TIL Kicad's builtin font is defined as a set of Kicad symbol libraries, which (mis) use symbol features like pins to mark out important locations that matter for fonts. Then a python script goes brrr to convert all those "component symbols" into a C++ file containing hardcoded glyphs.
Here's the latin capital letter A, for instance.
It's... quite cursed? I went into this to try and see if I could find an easy way to extract an approximate size of individual glyphs, and the answer appears to be "lol, lmao".
Oh also the font is defined as _combinations_ of these glyphs. That's why there are all those position anchors on the capital letter A, because then there's a charlist.txt that maps the supported unicode codepoints to some combination of these glyphs, welded together at those control points. For example A with an acute accent is defined as:
+ A_CAP ACUTE ABOVE=X
I don't know exactly how to parse this custom format yet, but you can kinda see that it's saying "take the A_CAP glyph, then paste the ACUTE glyph at the position marked "ABOVE". Sort of.
oh I see, "X" is a point defined (again using a component pin) in the ACUTE glyph. So, this is saying that the point ACUTE.X should be positioned at A_CAP.ABOVE.
I mean it makes sense, but also...
oh wow the python code that renders this font into a C file parses S-expressions with regular expressions. That... is certainly something you could do. I mean empirically you can, since it works, but...
Unfortunately this is all quite bespoke and tailored specifically for nothing but creating the C++ source file that Kicad itself uses to wrangle the font, afaict if I want to obtain the glyphs in a different form that I can use, I'm going to have to reimplement a lot of the bespoke parsing and wrangling.
Which I guess is fine since I was already doing that in reverse to write Kicad symbol files, but parsing them back deeply enough to be able to do geometry transforms on them is still quite a task.

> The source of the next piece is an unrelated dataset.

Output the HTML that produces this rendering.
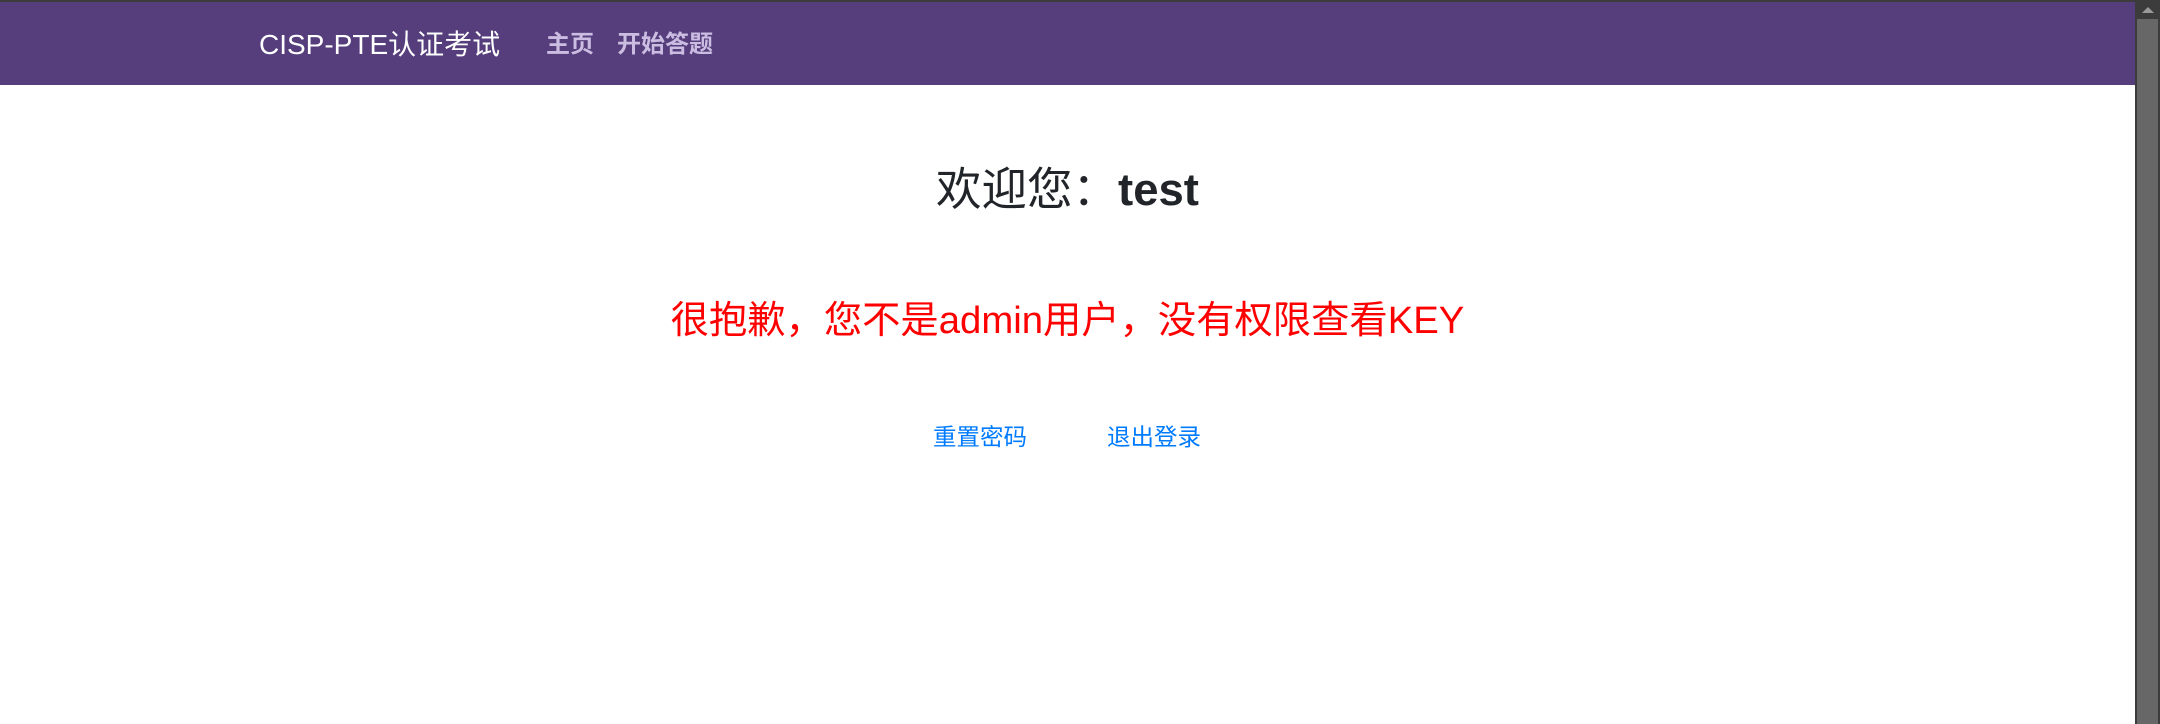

Ooor I can go with my original plan A, which was to just brute-force generate a symbol library where each symbol is a single character, then use kicad-cli to render that out to svg, then parse that back out to determine the bounding box on each glyph.
It's not perfect though, I lose the spacing markers in the original source font, which would allow me to get 100% precise layout estimates... Hmm.
okay okay, even more cursed, what does the generated C code look like? Would that end up being easier to crunch into the data I need?...
Hmm not sure using the generated C++ font data is going to be easier... What on earth is going on in there...
// In stroke font, coordinates values are coded as <value> + 'R', where
// <value> is an ASCII char.
wat
Oh wait it gets better, each point is stored as a uint8 offset by "R", but that represents a float value between -1.0 and +1.0. So to get the coordinate, you take your uint8, subtract 0x52 (ascii "R"), then divide by 21 to get the coordinate.
Oh and the Y coordinate is actually offset by "Z" not "R", for legacy reasons.
Oh and the first two letters are the X/Y size of the glyph, and _those_ are both relative to "R", not "R" and "Z".
So now you parse those characters in pairs and that gives you coordinates. Oh and "<space>R" is a magic value for "raise the pen", i.e. don't draw a line between the two points it separates.
I mean, you know... it's quite cursed as a format, but once you know how to parse it... It's not that hard to convert back to geometry.
I have to assume this is some kind of cursed industrial control format, a distant cousin of gerber or something, and that the original Hershey fonts were in that format, and so as it evolved into Kicad's own font all these layers remained.
@danderson I've definitely been assuming this all bottoms out in Hershey Font arcana eventually, but meanwhile have been enjoying your sausage factory tour in all its grisly detail....
Okay one nice thing about this cursed font encoding is that, with a little practice, you can kinda read the shape of glyphs from the raw data.
For example, "F^K[KFYFY[K[" is the little square that represents a character that's not supported by the font.
Remove the first two chars since those define the dimensions, then pair up the rest: K[ KF YF Y[ K[
Even without knowing the numeric equivalence, you can see how the pen is moving in a rectangular pattern.